A scene from 'The Nanny', 1996
A scene from ‘The Nanny’, 1996 | CBS via Getty Images

“The Nanny was a fundamental part of my childhood because it was the first time I saw an openly Jewish female protagonist on television,” Bloom said in a statement announcing the show.

“The story of Fran Fine, however, is a universal one that has touched the hearts of people of every race, religion and orientation. I am so proud to be using the characters established by The Nanny to tell a new story about one woman’s journey to becoming proud of who she is and what makes her different.”

What Donald Trump demanded – and got

The Nanny was on CBS’ airwaves from 1993 to 1999 and in that time, it was a ratings success story, with guest appearances from actors and public figures including Jon Stewart, Jason Alexander, Bette Midler, Elizabeth Taylor – and future president Donald Trump. 

Drescher, speaking with Seth Meyers last week on Late Night with Seth Meyers, talked about Trump’s appearance on the sitcom and the unusual request he made.

Donald Trump, 1996
Donald Trump, 1996 | Ron Galella/Ron Galella Collection via Getty Images

“I stood in this scene and I said to . . . [co-star Charles Shaughnessy and Trump], ‘Oh, all you millionaires are alike,’” Drescher recalled the scene from the 1996 episode of The Nanny.

“And Peter [Marc Jacobson] — now my gay ex-husband — got a note from his assistant, Donald Trump’s assistant, that said, ‘Mr. Trump is not a millionaire. He’s a billionaire, and we’d like you to change the script.’ ”

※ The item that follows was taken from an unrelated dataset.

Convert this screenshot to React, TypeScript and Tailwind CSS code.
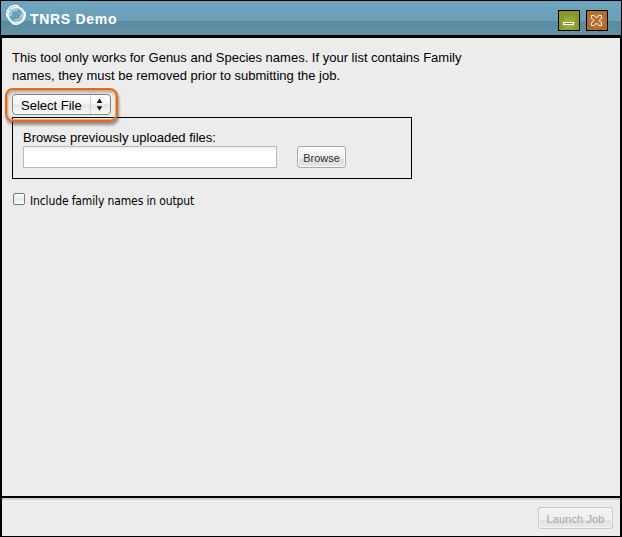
import type { ReactNode } from "react";

function Logo() {
  return (
    <svg viewBox="0 0 22 22" className="h-[22px] w-[22px] shrink-0" fill="none" stroke="#fff" strokeLinecap="round">
      <circle cx="11" cy="11" r="7.700" strokeWidth="2.800" opacity="0.5" />
      <path d="M2 13C0.500 8 3 3 8 1.700c2-.5 4-.4 5.500.3" strokeWidth="1.200" />
      <path d="M7 4.500C11 1.800 16.500 3 18.700 7.500c1.300 3 .8 6-.7 8" strokeWidth="1.300" />
      <path d="M20.200 8C21.300 13 19 18 14 19.800c-2.500.8-5 .5-6.800-.3" strokeWidth="1.200" />
      <path d="M15 17.500C11 20 5.500 18.700 3.500 14.500c-1.200-2.800-.7-5.700.7-8" strokeWidth="1.300" />
      <path d="M5.800 11.500C5.500 8 8.500 5.500 11.800 6M16.200 10.500c.3 3.500-2.700 6-6 5.500" strokeWidth="0.900" />
    </svg>
  );
}

function WindowButton({ className, label, children }: { className: string; label: string; children: ReactNode }) {
  return (
    <button aria-label={label} className={`flex h-[21px] w-[22px] items-center justify-center border border-black ${className}`}>
      {children}
    </button>
  );
}

function TitleBar() {
  return (
    <header className="flex h-[34px] shrink-0 bg-[linear-gradient(#70a5bf_0px,#6a9fb8_20px,#588ba1_20px,#6291a5_34px)] pl-1 pr-[13px]">
      <div className="pt-[3px]">
        <Logo />
      </div>
      <h1 className="ml-[3px] whitespace-nowrap pt-[10px] text-[14px] font-bold leading-4 tracking-[0.7px] text-white">TNRS Demo</h1>
      <div className="ml-auto flex gap-[6px] pt-[9px]">
        <WindowButton label="Minimize" className="bg-[radial-gradient(circle_at_50%_65%,#a4b94f,#87972c_60%)]">
          <svg width="20" height="19" viewBox="0 0 20 19">
            <rect x="4.500" y="11.500" width="10" height="2" fill="#87972c" stroke="#fff" />
          </svg>
        </WindowButton>
        <WindowButton label="Close" className="bg-[radial-gradient(circle,#d28b4b,#b46a29_65%)]">
          <svg width="20" height="19" viewBox="0 0 20 19" fill="#b46a29" stroke="#fff">
            <path d="M4.500 4.500h2.500l2.500 2.500 2.500-2.500h2.500v2.500l-2.500 2.500 2.500 2.500v2.500h-2.500l-2.500-2.500-2.500 2.500h-2.500v-2.500l2.500-2.500-2.500-2.500z" />
          </svg>
        </WindowButton>
      </div>
    </header>
  );
}

function FileSelect() {
  return (
    <div className="relative h-[21px] w-[99px]">
      <button className="flex h-[21px] w-[99px] items-center rounded-[4px] border border-[#858585] bg-[linear-gradient(#fff,#f3f3f3_48%,#e4e4e4_52%,#fafafa)] pl-2 text-[13px] leading-4 text-black">
        <span className="whitespace-nowrap pt-[2px]">Select File</span>
        <span className="ml-auto flex h-full w-[20px] items-center border-l border-[#cfcfcf] pl-[5px]">
          <svg width="7" height="13" viewBox="0 0 7 13" fill="#111">
            <path d="M3.500 0.500L6.300 5H0.700zM3.500 12.700L0.700 8.200h5.600z" />
          </svg>
        </span>
      </button>
      <div className="pointer-events-none absolute -left-[7px] -top-[6px] h-[34px] w-[113px] rounded-[8px] border-2 border-[#dc6d20] shadow-[1px_3px_3px_rgba(0,0,0,0.4),inset_0_0_0_1px_rgba(232,160,105,0.85),inset_1px_3px_3px_rgba(0,0,0,0.22)]" />
    </div>
  );
}

export default function App() {
  return (
    <div className="flex h-[537px] w-[622px] flex-col overflow-hidden bg-black p-px font-['Liberation_Sans',Arial,sans-serif] text-black">
      <TitleBar />
      <main className="mx-px mt-[3px] h-[458px] shrink-0 bg-[#ececec] pl-[10px] pt-[11px]">
        <p className="whitespace-nowrap text-[13px] leading-[18px]">
          This tool only works for Genus and Species names. If your list contains Family
          <br />
          names, they must be removed prior to submitting the job.
        </p>
        <div className="relative z-10 mt-[9px]">
          <FileSelect />
        </div>
        <section className="mt-[2px] h-[62px] w-[400px] border border-black pl-[10px] pt-[11px]">
          <label htmlFor="file" className="block whitespace-nowrap text-[13px] leading-[17px]">
            Browse previously uploaded files:
          </label>
          <div className="flex gap-5">
            <input id="file" className="h-[22px] w-[254px] border border-[#b5b8c8] bg-[linear-gradient(#eef0f0,#fff_5px)]" />
            <button className="h-[22px] w-[49px] rounded-[3px] border border-[#a9a9a9] bg-[linear-gradient(#fbfbfb,#eeeeee_12px,#dcdcdc_12px,#e6e6e6)] pt-[1px] text-[11px] leading-4 text-[#333] shadow-[inset_0_0_0_1px_#fafafa]">
              Browse
            </button>
          </div>
        </section>
        <label className="ml-px mt-[13px] flex h-[18px] gap-[5px] font-['DejaVu_Sans_Condensed','DejaVu_Sans',sans-serif] text-[12px] leading-[18px]">
          <input
            type="checkbox"
            className="mt-[1px] h-[12px] w-[12px] appearance-none rounded-[2px] border border-[#777] bg-[linear-gradient(#fff,#e8e8e8_50%,#fff)]"
          />
          <span className="whitespace-nowrap tracking-[-0.13px]">Include family names in output</span>
        </label>
      </main>
      <footer className="mx-px mt-[2px] flex h-[38px] shrink-0 justify-end border-t-2 border-[#d0d0d0] bg-[#ececec] pr-[7px] pt-[7px]">
        <button
          disabled
          className="h-[22px] w-[75px] rounded-[3px] border border-[#c9c9c9] bg-[linear-gradient(#f3f3f3,#eeeeee_12px,#e2e2e2_12px,#e8e8e8)] pt-[1px] text-[11px] leading-4 tracking-[0.1px] text-[#a5a5a5] shadow-[inset_0_0_0_1px_#f4f4f4]"
        >
          Launch Job
        </button>
      </footer>
    </div>
  );
}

Drescher didn’t quite agree, feeling that Fran Fine wouldn’t specifically call anyone a billionaire. 

“Cause I know Fran would’ve, you know, described everyone who was rich as a millionaire. But to say ‘billionaire’ seems like a specific choice. So we asked them if it would be okay if we wrote ‘zillionaire’ and he said that was fine,” she said in her conversation with Meyers.”

Little did Fran Fine, or Fran Drescher, know that in 20 years, they could also call him ‘Mr. President.’